Nel settembre del 1822 Lord Byron giunse a Lerici. «Il mare mi fece subito rivivere – mangiai il pesce freddo dei marinai e bevvi un gallone di vino», scrisse. Arnold Böcklin, pittore basilese tardo romantico, vi passò le sue vacanze. Nel 1913 David Herbert Lawrence abitò a Fiascherino ed ospitò poeti e scrittori come Lascelles Abercrombie, Wilfrid Wilson Gibson e Robert Calverly Trevelyan. Nel 1933 Virginia Woolf soggiornò al Miramare, a due passi da Villa Magni. «Lerici è calda e azzurra. Dà il tocco della perfezione al Golfo», scrisse. Non fu l’unica, giacché anche la scrittrice inglese Emma Orczy vi si stabilì dal 1927 per sei anni, facendo costruire Villa La Padula. A Villa Scafari, tra Lerici e Fiascherino, lo scrittore Percy Lubbock creò un salotto letterario d’estate – tra i suoi ospiti, Edward Morgan Forster e Iris Origo. Ernest Hemingway ricordò il suo viaggio in uno dei suoi Quarantanove racconti.

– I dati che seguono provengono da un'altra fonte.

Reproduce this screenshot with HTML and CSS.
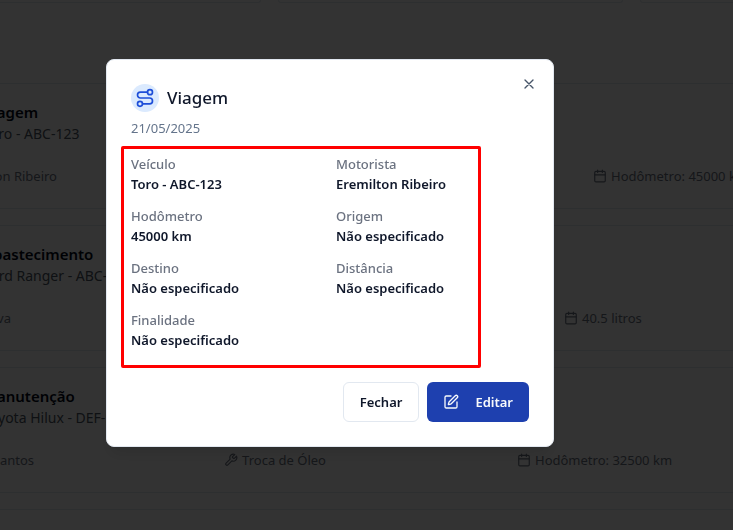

Gli italiani non tardarono a rispondere al richiamo del Golfo. Gabriele D’Annunzio fu ospite di Villa Marigola, dove Benelli scriveva. Filippo Tommaso Marinetti lo definì “Golfo delle meraviglie”. Eugenio Montale dedicò a Tellaro la poesia “Verso Tellaro”. Qui visse Mario Soldati fino alla morte. A Fiascherino, Attilio Bertolucci trovò rifugio per molti anni. Non mancavano gli editori: Mario Spagnol e Valentino Bompiani sono ricordati su una pietra sopra la Venere azzurra. Seguendo la curva del golfo, respirare l’odore salmastro e vegetale, si concilia perfettamente con la funzione poetica, non sempre dichiarata, ma onnipresente. Per questo San Terenzo e Lerici possono essere dette la sesta e la settima delle Cinque Terre. Non per ragioni geografiche, ma per la densità emotiva e letteraria che le avvolge. Qui la scrittura è nata e rinata mille volte, sulle onde, tra le mani dei poeti. E nel silenzio di quelle dure e pesanti persiane liguri.